Wasekjen Demokrat Catut Nama Bung Karno soal Ganti Presiden

| 26 Jul 2018 11:57
Wasekjen Demokrat Catut Nama Bung Karno soal Ganti Presiden
Wasekjen Demokrat Rachland Nashidik dan Kogasma Demokrat Agus Yudhoyono. (Twitter @RachlanNashidik)
Jakarta, era.id - CEO The Initiative Institute Airlangga Pribadi Kusman menyebut Wakil Sekjen Partai Demokrat Rachland Nashidik tak pantas mengutip ucapan Proklamator Indonesia Bung Karno soal keinginannya ganti presiden. 

Dalam kicauannya di Twitter, Rachland menulis 'saya mau ganti Presiden! Kalau demi itu saya harus bekerja sama dengan setan saya akan lakukan. Apalagi kalau cuma kerja sama dengan Prabowo'. Menanggapi kicauan itu, Airlangga beranggapan hal ini merupakan bentuk kedangkalan politik di media sosial. 

"Ini bagian dari fenomena perayaan kedangkalan dalam politik di panggung media sosial. Rachland itu sebetulnya mendaur ulang statment Bung Karno yang menyatakan untuk kemerdekaan Indonesia, bahkan apabila aku harus bekerja sama dengan setan akan aku lakukan," kata Airlangga dalam rilis tertulisnya, Kamis (26/7/2018).
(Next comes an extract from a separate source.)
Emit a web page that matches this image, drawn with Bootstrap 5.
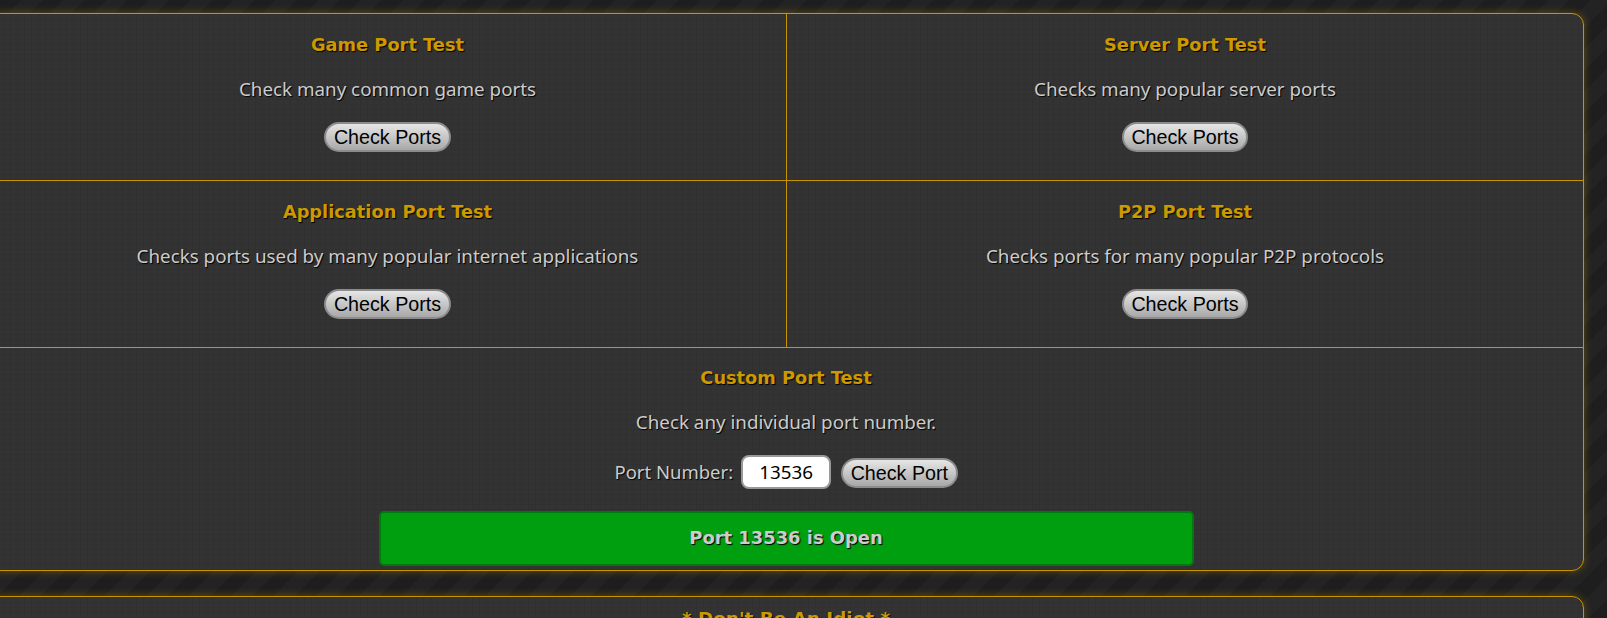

Pengamat politik ini menjelaskan bahwa ucapan Bung Karno ini dilontarkan ketika Bung Karno digugat karena bekerja sama dengan Jepang untuk kemerdekaan Indonesia. Ungkapan ini digunakan Bung Karno saat itu demi menunjukkan kepada warganya bahwa jalan apapun akan ditempuhnya untuk mewujudkan kemerdekaan bangsa Indonesia.

 

"Masalahnya dengan statement Rachland adalah apakah pantas dengan menyejajarkan tujuan adiluhung kemerdekaan Indonesia dengan sekadar ganti presiden?" ungkap Airlangga.

"Rachland tidak menunjukkan tujuan politik yang sebanding dengan kemerdekaan Indonesia dalam retorikanya untuk melakukan apapun yang bisa dilakukan kecuali sekadar ganti presiden," imbuhnya.

Airlangga berpendapat kicauan Rachland tersebut adalah ungkapan absurd. Sebabnya, ia menilai Wasekjen partai berlambang bintang mercy itu hanya bicara soal menghalalkan segala cara atas nama sendiri tanpa tujuan politik yang substansial. Apalagi ganti presiden itu adalah bagian dari mekanisme politik yang terjadi setiap lima tahun dan bukan merupakan tujuan politik.

Ia juga berpendapat apa yang dilakukan Rachland merupakan pembodohan publik dan hal itu dianggap tak pantas. "Dia sebagai politisi sedang melakukan pembodohan publik yang dilakukan oleh seseorang yang sedang menjadi dungu," tutupnya.